El círculo vicioso se reproduce cuando los candidatos ganadores y los partidos que se reparten las cuotas de poder público deben pagar las facturas de sus financistas. El tráfico de influencias se vuelve la regla y la mutación hacia una plutocracia, aún en los países más pobres, es ineluctable.
A pesar que las últimas elecciones presidenciales en América Latina confirman lo anterior, las voces de alerta se alzaron hace varios años. El aparecimiento de outsiders en la década de los noventa fue el primer grito ciudadano de rechazo a las prácticas antidemocráticas de los partidos.  La experiencia no fue buena ni en Perú, Haití, Guatemala ni Venezuela, pero si de algo sirvió, fue para mostrar palmariamente que la democracia basada en el sistema de partidos que venían de la época dictatorial, debería superar esas debilidades.
Los latinoamericanos no estábamos satisfechos, ni estamos ahora, con el desempeño de los partidos políticos. Y esa falta de confianza en tales instituciones de la democracia representativa, afecta también la credibilidad de las instancias y órganos del estado. Así lo relata el informe de Latinobarómetro cuando encendió las señales de alerta advirtiendo que: “Ese deterioro en la confianza hacia los partidos políticos también afecta la credibilidad de las instituciones, como los Parlamentos, afectando hasta los mismos procesos electorales, ya que los ciudadanos no ven ninguna utilidad, ni sentido, en la existencia de los partidos.
Ante este tema, el estudio nos muestra estos alarmantes resultados ante la pregunta de “alguna” o “mucha confianza”: Argentina manifestó “cero”, Colombia diez por ciento (10%), México doce por ciento (12%) siendo Uruguay el país donde más se confía en los partidos políticos, al lograr un treinta y dos por ciento (32%)”.
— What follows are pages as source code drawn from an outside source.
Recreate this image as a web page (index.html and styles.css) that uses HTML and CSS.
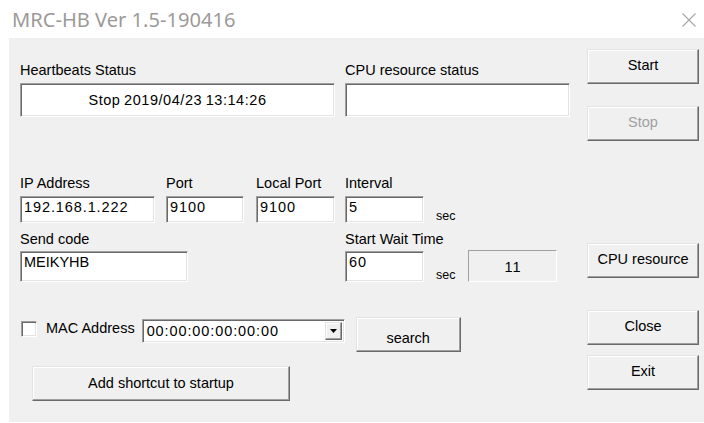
FILE: index.html
```html
<!DOCTYPE html>
<html lang="en">
<head>
<meta charset="utf-8">
<title>MRC-HB Ver 1.5-190416</title>
<link rel="stylesheet" href="styles.css">
</head>
<body>
<div class="window">
  <header class="titlebar">
    <span class="title">MRC-HB Ver 1.5-190416</span>
    <svg class="close" width="14" height="14" viewBox="0 0 14 14" aria-label="Close">
      <path d="M0.5 0.5L13.5 13.5M13.5 0.5L0.5 13.5"/>
    </svg>
  </header>

  <main class="dialog">
    <section class="form">
      <div class="row row-status">
        <div class="field f-hb">
          <span class="label">Heartbeats Status</span>
          <div class="edit h-status center stamp">Stop 2019/04/23 13:14:26</div>
        </div>
        <div class="field f-cpu">
          <span class="label">CPU resource status</span>
          <div class="edit h-status"></div>
        </div>
      </div>

      <div class="row row-net">
        <div class="field f-ip">
          <span class="label">IP Address</span>
          <div class="edit h-net num">192.168.1.222</div>
        </div>
        <div class="field f-port">
          <span class="label">Port</span>
          <div class="edit h-net num">9100</div>
        </div>
        <div class="field f-lport">
          <span class="label">Local Port</span>
          <div class="edit h-net num">9100</div>
        </div>
        <div class="field f-int">
          <span class="label">Interval</span>
          <div class="edit h-net num">5</div>
        </div>
        <span class="unit">sec</span>
      </div>

      <div class="row row-code">
        <div class="field f-code">
          <span class="label">Send code</span>
          <div class="edit h-code">MEIKYHB</div>
        </div>
        <div class="field f-wait">
          <span class="label">Start Wait Time</span>
          <div class="edit h-code num">60</div>
        </div>
        <span class="unit">sec</span>
        <div class="static num">11</div>
      </div>

      <div class="row row-mac">
        <span class="check"></span>
        <span class="check-label">MAC Address</span>
        <div class="combo">
          <span class="combo-text num">00:00:00:00:00:00</span>
          <span class="combo-btn">
            <svg width="7" height="4" viewBox="0 0 7 4"><path d="M0 0H7L3.5 4Z"/></svg>
          </span>
        </div>
        <button class="btn btn-search">search</button>
      </div>

      <div class="row row-shortcut">
        <button class="btn btn-shortcut">Add shortcut to startup</button>
      </div>
    </section>

    <aside class="actions">
      <button class="btn side b-start">Start</button>
      <button class="btn side b-stop" disabled>Stop</button>
      <button class="btn side b-cpu">CPU resource</button>
      <button class="btn side b-close">Close</button>
      <button class="btn side b-exit">Exit</button>
    </aside>
  </main>
</div>
</body>
</html>
```

FILE: styles.css
```css
* { box-sizing: border-box; }

html, body {
  margin: 0;
  padding: 0;
  background: #ffffff;
}

body {
  width: 704px;
  height: 423px;
  overflow: hidden;
  font-family: "Liberation Sans", Arial, sans-serif;
  font-size: 14.5px;
  color: #000;
}

.window {
  display: flex;
  flex-direction: column;
  height: 423px;
}

/* ---- caption ---- */
.titlebar {
  height: 38px;
  display: flex;
  align-items: center;
  justify-content: space-between;
  padding: 0 8px 0 12px;
}

.title {
  font-family: "Noto Sans", "Open Sans", sans-serif;
  font-size: 20.1px;
  color: #9c9a98;
  margin-top: 1px;
}

.close {
  margin-top: 1px;
}
.close path {
  stroke: #a6a6a6;
  stroke-width: 1.1;
  fill: none;
}

/* ---- client area ---- */
.dialog {
  margin-left: 9px;
  height: 384px;
  background: #f0f0f0;
  display: flex;
}

.form {
  width: 578px;
  padding-left: 11px;
  display: flex;
  flex-direction: column;
}

.row {
  display: flex;
  align-items: flex-end;
}

.field {
  display: flex;
  flex-direction: column;
}

.label {
  line-height: 16px;
  height: 16px;
  white-space: nowrap;
}

/* sunken edit control */
.edit {
  background: #fff;
  border-top: 1px solid #a0a0a0;
  border-left: 1px solid #a0a0a0;
  border-bottom: 1px solid #ffffff;
  border-right: 1px solid #ffffff;
  box-shadow: inset 1px 1px 0 #696969, inset -1px -1px 0 #e3e3e3;
  padding: 0 3px;
  white-space: nowrap;
  display: flex;
  align-items: center;
}
.edit.center { justify-content: center; }

/* digits of the dialog font run wider than Arial's */
.num { letter-spacing: 0.9px; }
.stamp { letter-spacing: 0.55px; word-spacing: -1px; }

/* row 1 */
.row-status { margin-top: 24px; }
.row-status .label { margin-bottom: 5px; }
.h-status { height: 34px; }
.f-hb { width: 315px; margin-right: 10px; }
.f-cpu { width: 225px; }

/* row 2 */
.row-net { margin-top: 58px; }
.row-net .label { margin-bottom: 5px; }
.h-net { height: 27px; align-items: flex-start; padding-top: 2px; }
.f-ip { width: 135px; margin-right: 11px; }
.f-port { width: 78px; margin-right: 12px; }
.f-lport { width: 79px; margin-right: 10px; }
.f-int { width: 79px; }

.unit {
  font-size: 12.5px;
  line-height: 14px;
  margin-left: 12px;
  margin-bottom: 0;
}

/* row 3 */
.row-code { margin-top: 8px; }
.row-code .label { margin-bottom: 4px; }
.h-code { height: 31px; align-items: flex-start; padding-top: 2px; }
.f-code { width: 168px; margin-right: 157px; }
.f-wait { width: 79px; }

.static {
  width: 89px;
  height: 32px;
  margin-left: 13px;
  border-top: 1px solid #a0a0a0;
  border-left: 1px solid #a0a0a0;
  border-bottom: 1px solid #ffffff;
  border-right: 1px solid #ffffff;
  display: flex;
  align-items: center;
  justify-content: center;
  padding-top: 1px;
}

/* row 4 */
.row-mac {
  margin-top: 36px;
  align-items: flex-start;
}

.check {
  width: 16px;
  height: 16px;
  margin-top: 3px;
  margin-left: 1px;
  background: #fff;
  border-top: 1px solid #a0a0a0;
  border-left: 1px solid #a0a0a0;
  border-bottom: 1px solid #ffffff;
  border-right: 1px solid #ffffff;
  box-shadow: inset 1px 1px 0 #696969, inset -1px -1px 0 #e3e3e3;
}

.check-label {
  margin-left: 9px;
  margin-top: 2px;
  line-height: 16px;
}

.combo {
  width: 203px;
  height: 24px;
  margin-left: 7px;
  margin-top: 1px;
  background: #fff;
  border-top: 1px solid #a0a0a0;
  border-left: 1px solid #a0a0a0;
  border-bottom: 1px solid #ffffff;
  border-right: 1px solid #ffffff;
  box-shadow: inset 1px 1px 0 #696969, inset -1px -1px 0 #e3e3e3;
  display: flex;
  align-items: stretch;
  padding: 2px;
}

.combo-text {
  flex: 1;
  line-height: 18px;
  padding-left: 2px;
}

.combo-btn {
  width: 17px;
  background: #f0f0f0;
  border-top: 1px solid #e3e3e3;
  border-left: 1px solid #e3e3e3;
  border-bottom: 1px solid #696969;
  border-right: 1px solid #696969;
  box-shadow: inset -1px -1px 0 #a0a0a0, inset 1px 1px 0 #ffffff;
  display: flex;
  align-items: center;
  justify-content: center;
}
.combo-btn path { fill: #000; }

/* raised push button */
.btn {
  font-family: "Liberation Sans", Arial, sans-serif;
  font-size: 14.5px;
  color: #000;
  background: #f0f0f0;
  border-top: 1px solid #e3e3e3;
  border-left: 1px solid #e3e3e3;
  border-bottom: 1px solid #696969;
  border-right: 1px solid #696969;
  box-shadow: inset -1px -1px 0 #a0a0a0, inset 1px 1px 0 #ffffff;
  padding: 0;
  margin: 0;
  display: flex;
  align-items: center;
  justify-content: center;
  padding-bottom: 3px;
}
.btn:disabled { color: #a0a0a0; }

.btn-search {
  width: 105px;
  height: 35px;
  margin-left: 11px;
  margin-top: -1px;
  padding-top: 6px;
  padding-bottom: 0;
}

.row-shortcut { margin-top: 14px; }
.btn-shortcut {
  width: 258px;
  height: 35px;
  margin-left: 12px;
  padding-top: 2px;
}

/* right button column */
.actions {
  display: flex;
  flex-direction: column;
  padding-top: 11px;
}

.side {
  width: 112px;
  height: 35px;
}
.b-stop { margin-top: 22px; }
.b-cpu { margin-top: 102px; }
.b-close { margin-top: 32px; }
.b-exit { margin-top: 10px; }
```
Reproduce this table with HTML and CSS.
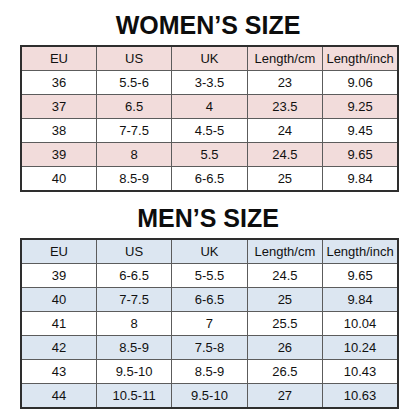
FILE: index.html
```html
<html>
    <head>
        <link rel="stylesheet" href="styles.css">
    </head>
    <body>
        <div class="chart">
            <h1 class="chart-title">WOMEN’S SIZE</h1>
            <table class="size-table women">
                <tr class="head"><td>EU</td><td>US</td><td>UK</td><td>Length/cm</td><td>Length/inch</td></tr>
                <tr><td>36</td><td>5.5-6</td><td>3-3.5</td><td>23</td><td>9.06</td></tr>
                <tr class="alt"><td>37</td><td>6.5</td><td>4</td><td>23.5</td><td>9.25</td></tr>
                <tr><td>38</td><td>7-7.5</td><td>4.5-5</td><td>24</td><td>9.45</td></tr>
                <tr class="alt"><td>39</td><td>8</td><td>5.5</td><td>24.5</td><td>9.65</td></tr>
                <tr><td>40</td><td>8.5-9</td><td>6-6.5</td><td>25</td><td>9.84</td></tr>
            </table>

            <h1 class="chart-title men-title">MEN’S SIZE</h1>
            <table class="size-table men">
                <tr class="head"><td>EU</td><td>US</td><td>UK</td><td>Length/cm</td><td>Length/inch</td></tr>
                <tr><td>39</td><td>6-6.5</td><td>5-5.5</td><td>24.5</td><td>9.65</td></tr>
                <tr class="alt"><td>40</td><td>7-7.5</td><td>6-6.5</td><td>25</td><td>9.84</td></tr>
                <tr><td>41</td><td>8</td><td>7</td><td>25.5</td><td>10.04</td></tr>
                <tr class="alt"><td>42</td><td>8.5-9</td><td>7.5-8</td><td>26</td><td>10.24</td></tr>
                <tr><td>43</td><td>9.5-10</td><td>8.5-9</td><td>26.5</td><td>10.43</td></tr>
                <tr class="alt"><td>44</td><td>10.5-11</td><td>9.5-10</td><td>27</td><td>10.63</td></tr>
            </table>
        </div>
    </body>
</html>
```

FILE: styles.css
```css
body {
    margin: 0;
    background: #fff;
    font-family: "Liberation Sans", Arial, sans-serif;
    color: #111;
}
.chart {
    width: 416px;
    padding-top: 13px;
    display: flex;
    flex-direction: column;
    align-items: center;
}
.chart-title {
    margin: 0 0 7px 0;
    font-size: 25px;
    line-height: 25px;
    font-weight: bold;
    color: #0d0d0d;
}
.men-title {
    margin-top: 14px;
}
.size-table {
    width: 379px;
    margin-left: 3px;
    border-collapse: collapse;
    table-layout: fixed;
    border: 2px solid #2e2e2e;
}
.size-table td {
    border: 1px solid #5c5c5c;
    padding: 0;
    height: 23px;
    line-height: 23px;
    text-align: center;
    font-size: 13px;
}
.women .head, .women .alt {
    background: #f2dcdb;
}
.men .head, .men .alt {
    background: #dce6f1;
}
```
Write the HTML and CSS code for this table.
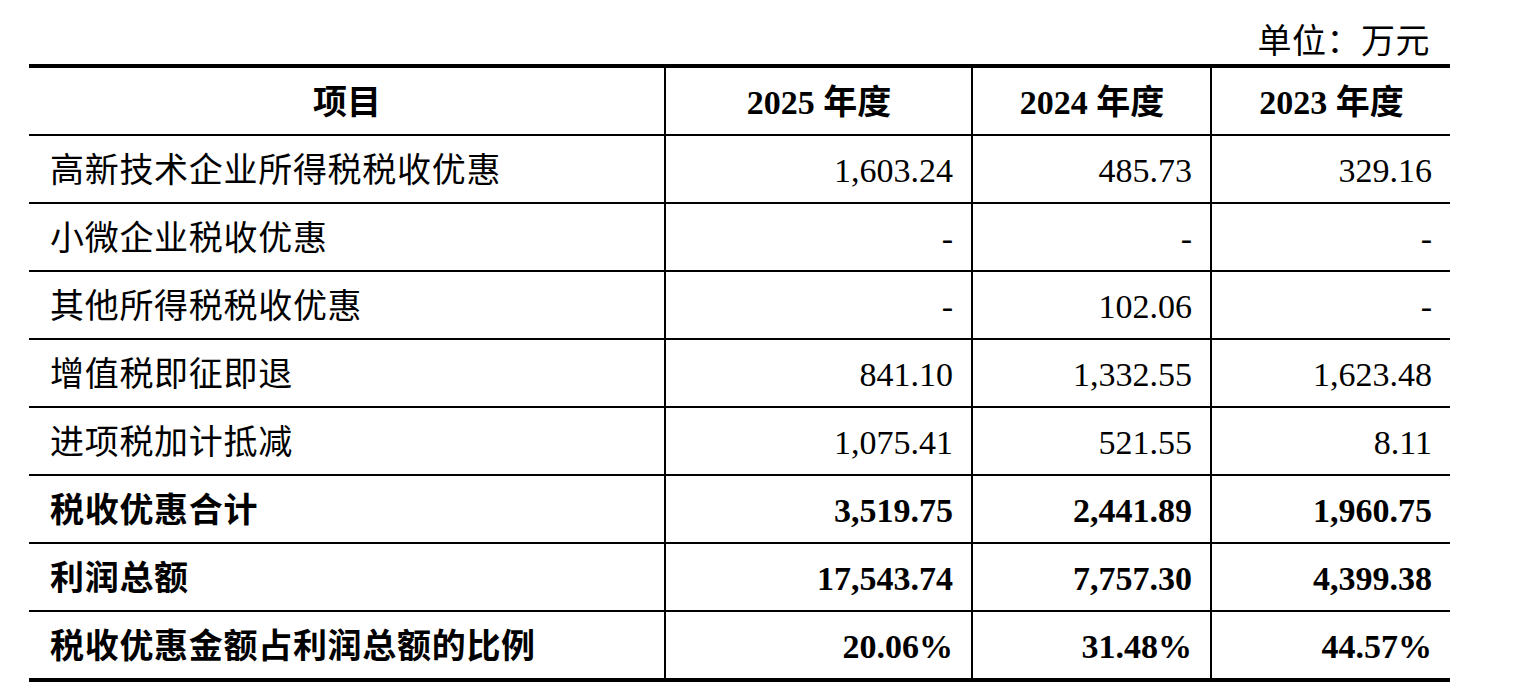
FILE: index.html
```html
<!DOCTYPE html>
<html lang="zh-CN">
<head>
<meta charset="utf-8">
<link rel="stylesheet" href="styles.css">
</head>
<body>
<div class="wrap">
  <div class="unit">单位：万元</div>
  <table class="tbl">
    <colgroup>
      <col class="c1"><col class="c2"><col class="c3"><col class="c4">
    </colgroup>
    <thead>
      <tr>
        <th>项目</th>
        <th>2025 年度</th>
        <th>2024 年度</th>
        <th>2023 年度</th>
      </tr>
    </thead>
    <tbody>
      <tr><td>高新技术企业所得税税收优惠</td><td class="n">1,603.24</td><td class="n">485.73</td><td class="n">329.16</td></tr>
      <tr><td>小微企业税收优惠</td><td class="n">-</td><td class="n">-</td><td class="n">-</td></tr>
      <tr><td>其他所得税税收优惠</td><td class="n">-</td><td class="n">102.06</td><td class="n">-</td></tr>
      <tr><td>增值税即征即退</td><td class="n">841.10</td><td class="n">1,332.55</td><td class="n">1,623.48</td></tr>
      <tr><td>进项税加计抵减</td><td class="n">1,075.41</td><td class="n">521.55</td><td class="n">8.11</td></tr>
      <tr class="b"><td>税收优惠合计</td><td class="n">3,519.75</td><td class="n">2,441.89</td><td class="n">1,960.75</td></tr>
      <tr class="b"><td>利润总额</td><td class="n">17,543.74</td><td class="n">7,757.30</td><td class="n">4,399.38</td></tr>
      <tr class="b"><td>税收优惠金额占利润总额的比例</td><td class="n">20.06%</td><td class="n">31.48%</td><td class="n">44.57%</td></tr>
    </tbody>
  </table>
</div>
</body>
</html>
```
FILE: styles.css
```css
html, body {
  margin: 0;
  padding: 0;
  background: #fff;
}
body {
  font-family: "Liberation Serif", "Noto Sans CJK SC", serif;
  color: #000;
}
.wrap {
  width: 1421px;
  padding-left: 29px;
}
.unit {
  font-size: 34px;
  line-height: 40px;
  padding-top: 22px;
  height: 42px;
  text-align: right;
  padding-right: 20px;
  letter-spacing: 0.5px;
}
.tbl {
  width: 1421px;
  border-collapse: collapse;
  table-layout: fixed;
  border-top: 4px solid #000;
  border-bottom: 4px solid #000;
  font-size: 34px;
}
.c1 { width: 636px; }
.c2 { width: 307px; }
.c3 { width: 239px; }
.c4 { width: 239px; }
.tbl th, .tbl td {
  height: 62px;
  padding: 4px 20px 0 21px;
  border-bottom: 2px solid #000;
  line-height: 40px;
  white-space: nowrap;
}
.tbl th + th, .tbl td + td {
  border-left: 2px solid #000;
}
.tbl th {
  text-align: center;
  font-weight: bold;
}
.tbl td {
  text-align: left;
  font-weight: normal;
}
.tbl td:first-child {
  letter-spacing: 0.7px;
}
.tbl td.n {
  text-align: right;
  padding-right: 18px;
}
.tbl tr.b td {
  font-weight: bold;
}
```
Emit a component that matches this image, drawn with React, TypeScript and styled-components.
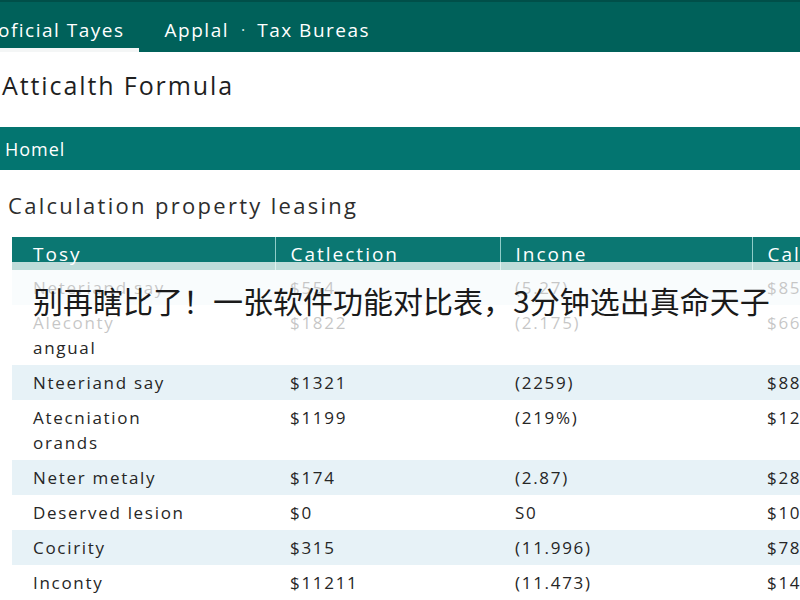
import React from 'react';
import styled, { createGlobalStyle } from 'styled-components';

const GlobalStyle = createGlobalStyle`
  html, body {
    margin: 0;
    padding: 0;
    background: #fff;
    overflow: hidden;
  }
  body {
    font-family: 'Open Sans', 'Noto Sans', Arial, sans-serif;
    color: #2b2b2b;
  }
  * { box-sizing: border-box; }
`;

interface Row {
  name: string[];
  collection: string;
  income: string;
  calc: string;
}

const ROWS: Row[] = [
  { name: ['Neteriand say'], collection: '$554', income: '(5.27)', calc: '$857' },
  { name: ['Aleconty', 'angual'], collection: '$1822', income: '(2.175)', calc: '$660' },
  { name: ['Nteeriand say'], collection: '$1321', income: '(2259)', calc: '$884' },
  { name: ['Atecniation', 'orands'], collection: '$1199', income: '(219%)', calc: '$1287' },
  { name: ['Neter metaly'], collection: '$174', income: '(2.87)', calc: '$282' },
  { name: ['Deserved lesion'], collection: '$0', income: 'S0', calc: '$1012' },
  { name: ['Cocirity'], collection: '$315', income: '(11.996)', calc: '$782' },
  { name: ['Inconty'], collection: '$11211', income: '(11.473)', calc: '$1490' },
  { name: ['Totals'], collection: '$16794', income: '(41.55)', calc: '$7254' },
];

const Page = styled('div')`
  width: 800px;
  height: 600px;
  overflow: hidden;
`;

const TopNav = styled('nav')`
  display: flex;
  align-items: stretch;
  height: 52px;
  padding-top: 10px;
  background: #00615a;
  border-top: 2px solid #004f49;
`;

const Tab = styled('div')<{ $active?: boolean }>`
  display: flex;
  align-items: center;
  padding: ${(p) => (p.$active ? '0 14px 0 0' : '0 8px')};
  margin-left: ${(p) => (p.$active ? '-2px' : '0')};
  font-size: 19px;
  letter-spacing: 1.5px;
  color: #fff;
  border-bottom: 4px solid ${(p) => (p.$active ? '#f4f6f6' : 'transparent')};
  &:nth-child(2) {
    margin-left: 18px;
  }
`;

const Dot = styled('span')`
  display: flex;
  align-items: center;
  padding: 0 4px 4px;
  font-size: 16px;
  color: #d9ecea;
`;

const Title = styled('h1')`
  margin: 0;
  padding: 18px 0 27px 2px;
  font-size: 25px;
  line-height: 30px;
  font-weight: 400;
  letter-spacing: 1.9px;
  color: #1f1f1f;
`;

const Crumb = styled('div')`
  height: 43px;
  display: flex;
  align-items: center;
  padding-left: 5px;
  background: #037570;
  color: #fff;
  font-size: 18px;
  letter-spacing: 1px;
`;

const Subtitle = styled('h2')`
  margin: 0;
  padding: 21px 0 18px 8px;
  font-size: 22px;
  line-height: 28px;
  font-weight: 400;
  letter-spacing: 2.3px;
  color: #2d2d2d;
`;

const TableWrap = styled('div')`
  position: relative;
  margin-left: 12px;
`;

const Table = styled('table')`
  border-collapse: collapse;
  table-layout: fixed;
  width: 960px;
`;

const Th = styled('th')<{ $w: number; $pad: number }>`
  width: ${(p) => p.$w}px;
  height: 33px;
  padding: 0 0 0 ${(p) => p.$pad}px;
  text-align: left;
  font-size: 19px;
  font-weight: 500;
  letter-spacing: 2px;
  color: #fff;
  background: #0b7772;
  border-left: 1px solid #8fcdc8;
  white-space: nowrap;
  overflow: hidden;
  &:first-child {
    border-left: none;
  }
`;

const Tr = styled('tr')<{ $shade: boolean }>`
  background: ${(p) => (p.$shade ? '#e7f2f7' : '#fff')};
`;

const Td = styled('td')<{ $pad: number }>`
  padding: 5px 0 5px ${(p) => p.$pad}px;
  vertical-align: top;
  font-size: 17px;
  line-height: 25px;
  letter-spacing: 1.7px;
  color: #262626;
  white-space: nowrap;
  overflow: hidden;
`;

const NameLine = styled('div')``;

// caption band laid over the top of the table body
const Caption = styled('div')`
  position: absolute;
  left: -12px;
  top: 25px;
  width: 800px;
  height: 76px;
  display: flex;
  align-items: center;
  padding: 0 0 0 33px;
  background: rgba(255, 255, 255, 0.74);
  font-family: 'Noto Sans CJK SC', 'Noto Sans', sans-serif;
  font-size: 30px;
  color: #1a1a1a;
  white-space: nowrap;
`;

const COLS = [
  { label: 'Tosy', w: 263, pad: 21 },
  { label: 'Catlection', w: 225, pad: 15 },
  { label: 'Incone', w: 252, pad: 15 },
  { label: 'Calculated', w: 220, pad: 15 },
];

export default function App() {
  return (
    <Page>
      <GlobalStyle />
      <TopNav>
        <Tab $active>oficial Tayes</Tab>
        <Tab>Applal</Tab>
        <Dot>·</Dot>
        <Tab>Tax Bureas</Tab>
      </TopNav>

      <Title>Atticalth Formula</Title>
      <Crumb>Homel</Crumb>
      <Subtitle>Calculation property leasing</Subtitle>

      <TableWrap>
        <Table>
          <thead>
            <tr>
              {COLS.map((c) => (
                <Th key={c.label} $w={c.w} $pad={c.pad}>
                  {c.label}
                </Th>
              ))}
            </tr>
          </thead>
          <tbody>
            {ROWS.map((r, i) => (
              <Tr key={i} $shade={i % 2 === 0}>
                <Td $pad={COLS[0].pad}>
                  {r.name.map((n) => (
                    <NameLine key={n}>{n}</NameLine>
                  ))}
                </Td>
                <Td $pad={COLS[1].pad}>{r.collection}</Td>
                <Td $pad={COLS[2].pad}>{r.income}</Td>
                <Td $pad={COLS[3].pad}>{r.calc}</Td>
              </Tr>
            ))}
          </tbody>
        </Table>
        <Caption>别再瞎比了！一张软件功能对比表，3分钟选出真命天子</Caption>
      </TableWrap>
    </Page>
  );
}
La buena noticia es que en todos los estudios de opinión sobre este tema,  la gran mayoría de la ciudadanía latinoamericana dice que es inconcebible una sociedad moderna y democrática sin los partidos políticos. Ergo, el mensaje es claro, los partidos políticos son indispensables, como dice Ramón Cotarelo; pero, agregamos nosotros, otro tipo de partidos políticos en los que se respete la democracias interna, la transparencia y la rendición de cuentas, la equidad e igualdad de oportunidades para hombres y mujeres,  con especial atención al desarrollo político de los jóvenes, etc.
V
Conciliar la propuesta de Nohlen con las urgentes necesidades de poner coto a este presidencialismo hegemónico y ayudar a los partidos políticos a superar la crisis de credibilidad y funcionamiento que los agobia, es la ingente tarea de las nuevas generaciones de líderes en el continente.
Sin profundizar en las ventajas y desventajas del presidencialismo y del parlamentarismo, ya enlistadas por los académicos, consideramos que la introducción de las instituciones de la democracia directa (referéndum, plebiscitos, revocatoria de mandato e iniciativas ciudadanas), serían un primer paso para limitar los a veces omnímodos poderes de los presidentes latinoamericanos. Y sabiendo que paradójicamente, son estas instituciones manipuladas desde el poder ejecutivo, las que son utilizadas para legitimar los excesos presidenciales, es necesario establecer claramente los mecanismos y procedimientos para su correcta implementación. Por tanto, se impone desarrollar amplias campañas de educación cívica, electoral y política que eleve el nivel de conciencia, información/formación, participación y organización de la ciudadanía, que es en última instancia la depositaria del poder soberano del pueblo.
En cuanto a los partidos políticos, su reinvención pasa por adoptar y aplicar las normas de la democracia interna, el principio de rendición de cuentas, remozar sus liderazgos, aplicar la igualdad de género y asumir en sus agendas los nuevos desafíos del mundo moderno.